Today we talk about:
🐡 Algospeak
🏡 AR Effect House
👩🏽🏫 Analysis creators
🇺🇦 Ukraine Status Update
But first, let’s recap the last couple of days concerning the war and TikTok.
⚡TikTok said it removed 321,784 fake accounts in Russia and 46,298 fake accounts in Ukraine from February 24 - March 31, 2022 (TikTok). Non-profit tracking.exposed has found out, that “on March 6, TikTok said it would ban new content uploads in Russia but the ban implementation was inconsistent until March 25, including a period around March 23 - 25 where new uploads were not actually banned on the desktop application.“ The Washington Post has more on the findings: TikTok created an alternate universe just for Russia.
⚡ Russian state media is still posting to TikTok a month after the app blocked new content, writes Techcrunch on April 13. Quote: “RIA Novosti and RT editor-in-chief Margarita Simonya…are still active in spite of TikTok’s stated policy blocking new content from Russia.” I just checked both accounts. They are still there but without any content. At least while trying to access them from Germany.
⚡ Shayan Sardarizadeh has written a nice summary how TikTok has emerged as one of the leading platforms for snappy false videos about the war in Ukraine which are reaching millions for the BBC: False TikTok videos. The Guardian with a text on Pro-war memes, Z symbols and blue and yellow flags: Russian influencers at war.
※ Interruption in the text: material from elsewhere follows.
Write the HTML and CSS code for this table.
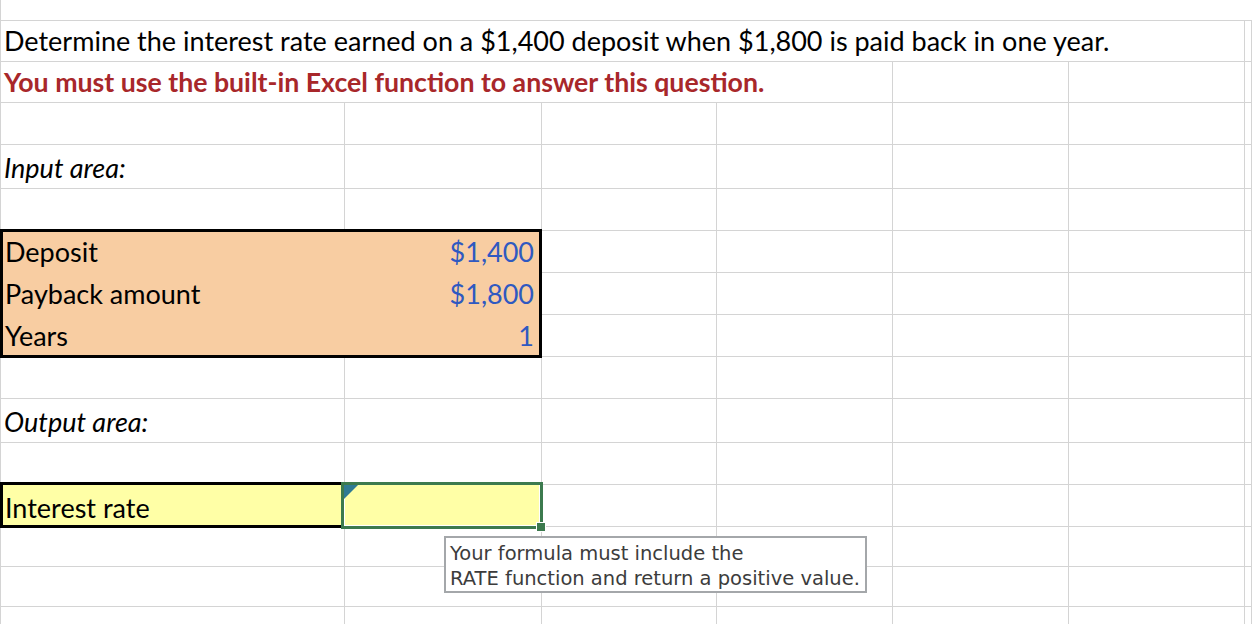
FILE: index.html
```html
<!DOCTYPE html>
<html lang="en">
<head>
<meta charset="utf-8">
<title>Interest rate worksheet</title>
<link rel="stylesheet" href="styles.css">
</head>
<body>
<div class="page">
  <div class="sheet">
    <!-- row 0 -->
    <div class="c full"></div>
    <!-- row 1 -->
    <div class="c span6 title">Determine the interest rate earned on a $1,400 deposit when $1,800 is paid back in one year.</div>
    <div class="c"></div>
    <!-- row 2 -->
    <div class="c span4 warn">You must use the built-in Excel function to answer this question.</div>
    <div class="c"></div><div class="c"></div><div class="c"></div>
    <!-- row 3 -->
    <div class="c"></div><div class="c"></div><div class="c"></div><div class="c"></div><div class="c"></div><div class="c"></div><div class="c"></div>
    <!-- row 4 -->
    <div class="c label">Input area:</div>
    <div class="c"></div><div class="c"></div><div class="c"></div><div class="c"></div><div class="c"></div><div class="c"></div>
    <!-- row 5 -->
    <div class="c"></div><div class="c"></div><div class="c"></div><div class="c"></div><div class="c"></div><div class="c"></div><div class="c"></div>
    <!-- rows 6-8: input block -->
    <div class="input-box">
      <div class="bx-l">Deposit</div><div class="bx-v">$1,400</div>
      <div class="bx-l">Payback amount</div><div class="bx-v">$1,800</div>
      <div class="bx-l last">Years</div><div class="bx-v last">1</div>
    </div>
    <div class="c"></div><div class="c"></div><div class="c"></div><div class="c"></div><div class="c"></div>
    <div class="c"></div><div class="c"></div><div class="c"></div><div class="c"></div><div class="c"></div>
    <div class="c"></div><div class="c"></div><div class="c"></div><div class="c"></div><div class="c"></div>
    <!-- row 9 -->
    <div class="c"></div><div class="c"></div><div class="c"></div><div class="c"></div><div class="c"></div><div class="c"></div><div class="c"></div>
    <!-- row 10 -->
    <div class="c label">Output area:</div>
    <div class="c"></div><div class="c"></div><div class="c"></div><div class="c"></div><div class="c"></div><div class="c"></div>
    <!-- row 11 -->
    <div class="c"></div><div class="c"></div><div class="c"></div><div class="c"></div><div class="c"></div><div class="c"></div><div class="c"></div>
    <!-- row 12 -->
    <div class="out-label">Interest rate</div>
    <div class="selected"><span class="comment-mark"></span><span class="fill-handle"></span></div>
    <div class="c"></div><div class="c"></div><div class="c"></div><div class="c"></div><div class="c"></div>
    <!-- row 13 -->
    <div class="c"></div><div class="c"></div><div class="c"></div><div class="c"></div><div class="c"></div><div class="c"></div><div class="c"></div>
    <!-- row 14 -->
    <div class="c"></div><div class="c"></div><div class="c"></div><div class="c"></div><div class="c"></div><div class="c"></div><div class="c"></div>
    <!-- row 15 -->
    <div class="c"></div><div class="c"></div><div class="c"></div><div class="c"></div><div class="c"></div><div class="c"></div><div class="c"></div>
  </div>
  <div class="tooltip">Your formula must include the<br>RATE function and return a positive value.</div>
</div>
</body>
</html>
```

FILE: styles.css
```css
* { box-sizing: border-box; }

html, body {
  margin: 0;
  padding: 0;
  background: #ffffff;
  overflow: hidden;
}

.page {
  position: relative;
  width: 1252px;
  height: 624px;
  overflow: hidden;
}

.sheet {
  display: grid;
  grid-template-columns: 344px 197px 175px 176px 176px 176px 1fr;
  grid-template-rows: 21px 41px 41px 42px 44px 42px 42px 42px 42px 42px 44px 42px 42px 40px 40px 40px;
  width: 1252px;
  border-left: 1px solid #d4d4d4;
  font-family: Lato, "Liberation Sans", sans-serif;
  font-size: 27px;
  line-height: 1.2;
  color: #000000;
}

.c {
  border-right: 1px solid #d4d4d4;
  border-bottom: 1px solid #d4d4d4;
  display: flex;
  align-items: flex-end;
  padding: 0 3px 4px;
  white-space: nowrap;
  min-width: 0;
}

.full { grid-column: 1 / -1; border-right: none; }
.span6 { grid-column: span 6; }
.span4 { grid-column: span 4; }

.warn {
  color: #a8272a;
  font-weight: 700;
  font-size: 26.7px;
}

.label {
  font-style: italic;
}

.input-box {
  grid-column: 1 / span 2;
  grid-row: 7 / span 3;
  margin: -2px 0 -1px -1px;
  border: 3px solid #000000;
  background: #f8cda2;
  display: grid;
  grid-template-columns: 1fr auto;
  grid-template-rows: 40px 42px 1fr;
  z-index: 1;
}

.bx-l, .bx-v {
  display: flex;
  align-items: flex-end;
  padding-bottom: 4px;
  white-space: nowrap;
}

.bx-l { padding-left: 2px; }

.bx-v {
  justify-content: flex-end;
  padding-right: 5px;
  color: #2f59c1;
}

.bx-l.last, .bx-v.last { padding-bottom: 3px; }

.out-label {
  margin: -3px 0 -1px -1px;
  border: 3px solid #000000;
  background: #ffffa6;
  display: flex;
  align-items: flex-end;
  padding: 0 2px 1px;
  white-space: nowrap;
  z-index: 1;
}

.selected {
  position: relative;
  margin: -3px -1px -2px -4px;
  border: 3px solid #3c7a4e;
  background: #ffffa6;
  box-shadow: inset 1px 0 0 #ffffff, inset -1px 0 0 #ffffff, inset 0 -1px 0 #ffffff;
  z-index: 2;
}

.comment-mark {
  position: absolute;
  left: 0;
  top: 0;
  width: 14px;
  height: 14px;
  background: #2f7a93;
  clip-path: polygon(0 0, 100% 0, 0 100%);
}

.fill-handle {
  position: absolute;
  left: 193px;
  top: 38px;
  width: 8px;
  height: 8px;
  background: #3c7a4e;
  border: 1px solid #ffffff;
  box-sizing: content-box;
  margin: -1px 0 0 -1px;
}

.tooltip {
  position: absolute;
  left: 444px;
  top: 536px;
  width: 423px;
  height: 57px;
  border: 2px solid #a4a7aa;
  background: #ffffff;
  padding: 3px 0 0 4px;
  font-family: "DejaVu Sans", Verdana, sans-serif;
  font-size: 19.5px;
  line-height: 25px;
  color: #3c3c3c;
  white-space: nowrap;
  z-index: 3;
}
```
Yet again, thanks Henner for the link!
⚡And here (Springer Link) is a really interesting sounding conference paper that presents the results of an applied political research on the use of TikTok as a tool of protest mobilization on the example of mass actions that took place in Russian cities in the winter 2021. The aim of the study was to determine the distinctive characteristics of the platform that make it possible to effectively use it for organizing, coordinating and providing information support for protests.
🐡Algospeak
To avoid angering the almighty algorithm, people are creating a new vocabulary, writes Taylor Lorenz for Washington Post. “Algospeak” is becoming increasingly common across the Internet as people seek to bypass content moderation filters… it’s common to say “unalive” rather than “dead,” “SA” instead of “sexual assault,” or “spicy eggplant” instead of “vibrator.” And you might have seen that on TikTok, right?!
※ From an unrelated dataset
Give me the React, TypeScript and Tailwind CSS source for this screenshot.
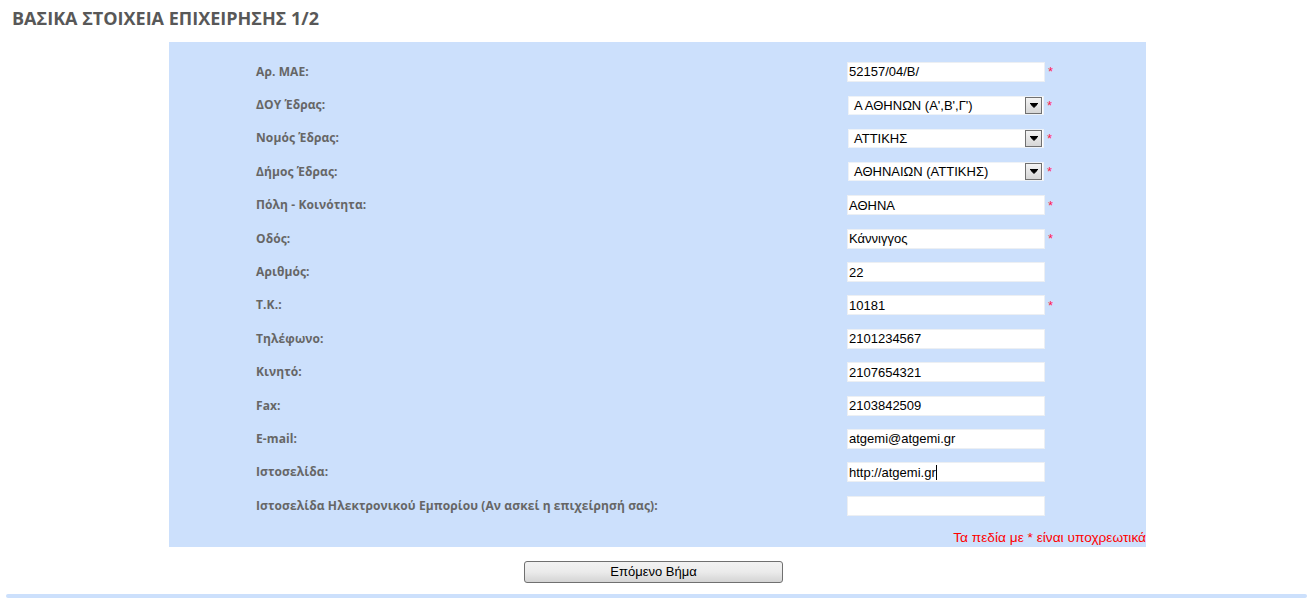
import React from "react";

type Row = { label: string; value: string; kind: "input" | "select"; req: boolean; caret?: boolean };

const rows: Row[] = [
  { label: "Αρ. ΜΑΕ:", value: "52157/04/B/", kind: "input", req: true },
  { label: "ΔΟΥ Έδρας:", value: "Α ΑΘΗΝΩΝ (Α',Β',Γ')", kind: "select", req: true },
  { label: "Νομός Έδρας:", value: "ΑΤΤΙΚΗΣ", kind: "select", req: true },
  { label: "Δήμος Έδρας:", value: "ΑΘΗΝΑΙΩΝ (ΑΤΤΙΚΗΣ)", kind: "select", req: true },
  { label: "Πόλη - Κοινότητα:", value: "ΑΘΗΝΑ", kind: "input", req: true },
  { label: "Οδός:", value: "Κάννιγγος", kind: "input", req: true },
  { label: "Αριθμός:", value: "22", kind: "input", req: false },
  { label: "Τ.Κ.:", value: "10181", kind: "input", req: true },
  { label: "Τηλέφωνο:", value: "2101234567", kind: "input", req: false },
  { label: "Κινητό:", value: "2107654321", kind: "input", req: false },
  { label: "Fax:", value: "2103842509", kind: "input", req: false },
  { label: "E-mail:", value: "atgemi@atgemi.gr", kind: "input", req: false },
  { label: "Ιστοσελίδα:", value: "http://atgemi.gr", kind: "input", req: false, caret: true },
  { label: "Ιστοσελίδα Ηλεκτρονικού Εμπορίου (Αν ασκεί η επιχείρησή σας):", value: "", kind: "input", req: false },
];

function Field({ row }: { row: Row }) {
  if (row.kind === "select") {
    return (
      <div className="flex items-center w-[196px] h-[19px] bg-white border border-[#eef2f7] pl-[5px] pr-[1px] ml-[1px]">
        <span className="flex-1 text-[13px] leading-none text-black whitespace-nowrap [font-family:'Liberation_Sans',Arial,sans-serif]">
          {row.value}
        </span>
        <span className="flex items-center justify-center w-[17px] h-[17px] border border-[#707070] bg-gradient-to-b from-[#f4f4f4] to-[#d6d6d6]">
          <svg width="8" height="5" viewBox="0 0 8 5">
            <path d="M0 0.5h8M1 1.5l3 3l3-3z" stroke="#000" strokeWidth="1" fill="#000" />
          </svg>
        </span>
      </div>
    );
  }
  return (
    <div className="flex items-center w-[198px] h-[20px] bg-white border border-[#eceff3] pl-[1px]">
      <span className="text-[13px] leading-none text-black whitespace-nowrap [font-family:'Liberation_Sans',Arial,sans-serif]">
        {row.value}
      </span>
      {row.caret && <span className="w-[1px] h-[15px] bg-black" />}
    </div>
  );
}

export default function App() {
  return (
    <div className="w-[1315px] h-[606px] bg-white overflow-hidden [font-family:'Open_Sans','Noto_Sans',sans-serif]">
      <h1 className="pl-[12px] pt-[6px] h-[42px] text-[18px] font-bold text-[#585858] leading-[24px]">
        ΒΑΣΙΚΑ ΣΤΟΙΧΕΙΑ ΕΠΙΧΕΙΡΗΣΗΣ 1/2
      </h1>
      <div className="ml-[169px] w-[977px] h-[505px] bg-[#cce0fc] flex flex-col pt-[13px]">
        {rows.map((r, i) => (
          <div key={i} className="flex items-center h-[33.4px] shrink-0">
            <div className="w-[678px] pl-[87px] text-[12px] font-bold text-[#666666] whitespace-nowrap tracking-[0.1px]">
              {r.label}
            </div>
            <Field row={r} />
            {r.req && (
              <span className="ml-[3px] text-[13px] text-[#ff2050] leading-none [font-family:'Liberation_Sans',Arial,sans-serif]">
                *
              </span>
            )}
          </div>
        ))}
        <div className="flex-1" />
        <div className="text-right text-[13.7px] leading-[16px] pb-[1px] text-[#ff0000] [font-family:'Liberation_Sans',Arial,sans-serif]">
          Τα πεδία με * είναι υποχρεωτικά
        </div>
      </div>
      <div className="mt-[14px] ml-[524px] w-[259px] h-[22px] rounded-[3px] border border-[#707070] bg-gradient-to-b from-[#f2f2f2] via-[#ebebeb] to-[#d4d4d4] flex items-center justify-center text-[13px] text-black [font-family:'Liberation_Sans',Arial,sans-serif]">
        Επόμενο Βήμα
      </div>
      <div className="mt-[11px] ml-[6px] w-[1301px] h-[4px] rounded-full bg-[#cce0fc]" />
    </div>
  );
}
All this has turned communicators of all kinds — from fashion influencers to public health specialists — into Kremlinologists who obsessively analyze the behavior of social media algorithms in the hopes of learning how to please them and (more importantly) how to avoid their punishments, writes Cory Doctorow.
This is certainly true for marginalized creators [who] have continued to find new and ingenious ways to not only create but also successfully share anti-racist, anti-misogynistic, LGBTQIA+supportive, and body-positive content on the platform, as Chelsea Peterson-Salahuddin argues in a new paper for New Media & Society.
You will find examples in any kind of language and it will be a great job for future media archeologists to decode all of them. In order to help here: “led-dollar-bean” is a
a euphemism for lesbian derived from the way that text-to-speech engines pronounce “le$bian.”
🏡 AR Effect House
TikTok launches its own AR development platform, Effect House. The launch will put TikTok in closer competition with both Snap and Meta, both of which already offer a range of tools that allow developers to build out AR experiences and effects for their own respective families of applications (Techcrunch).
Formerly available to 450 closed-beta partners, which have collectively achieved 1.5 billion videos and 600 billion views, the platform is now in open beta for everyone else (ARInsider).
It’s a logical move from TikTok, argues SocialMediaToday, as TikTok looks to become a bigger player in the space, and encourage more creators to take part in the app. The initiative will also enable top effects creators to monetize their work by partnering with sponsor brands, adding another pathway for TikTok to fuel its own creator economy.
👩🏽🏫 Analysis creators
Terry Nguyen reporter for The Goods at Vox is doing an awesome job pinning down and explaining internet trends these days. One of her latest articles is on In-depth analysis.
“When you’re on TikTok, you don’t want to see news anchors or expert sources explaining a situation,” said Sam Ayele, an internet meme researcher and PhD student at the IMT School for Advanced Studies Lucca in Italy. You rather want to see a certain style of commentary that for instance Rayne Fisher-Quann (compare #69) is practicing.
This style of commentary is gaining prominence among TikTok creators — influencers, trend forecasters, armchair media pundits, and celebrity analysts, to name a few. These “analysis creators” are a marked departure from the earliest days of the app when content was short, simple, and straightforward. Dance challenges, theatrical lip-syncs, and quippy comedy bits were once all condensed into 15-second clips. There was literally no time for theorizing. As TikTok allowed users to upload lengthier videos (now up to 10 minutes long), its algorithmic preferences have also shifted.
Maybe all that can be done, to maintain a modicum of sanity on the internet, is to derive meaning from this never-ending content mill, Nguyen concludes. The only other option would be to pull the plug 🔌.
🍯 More
Nonetheless, TikTok is (still) flooded with pro-Johnny Depp content (Daily Dot). Chris Stokel-Walker tries to unwrap for Time with great quotes from Abbie and Tom.
The presidential elections in Colombia will be held on 29 May 2022. BBC News has a nice little video report about TikTok’s role in it.
The Taliban van TikTok (Bloomberg). Who would have thought?! The app is ‘misleading’ youth in Afghanistan. And elsewhere.
Robert Pattinson is fake. Deep fake. At least on TikTok (The Sydney Morning Herald).
Content has never felt more forced than that of celebrities and IG influencers who got on TikTok in 2022, tweets Jules. Yeah, but what can you do? Self-conscious affect! Florene Welch leads the way, says Dirt.
I skip the rest. But i do have to include Coastal Grandma Aesthetic, and another take from Nguyen on Gen Z’s dream of labor. Oh. And. I don’t have goals. I don’t have ambition. I only want to be attractive. Ciao.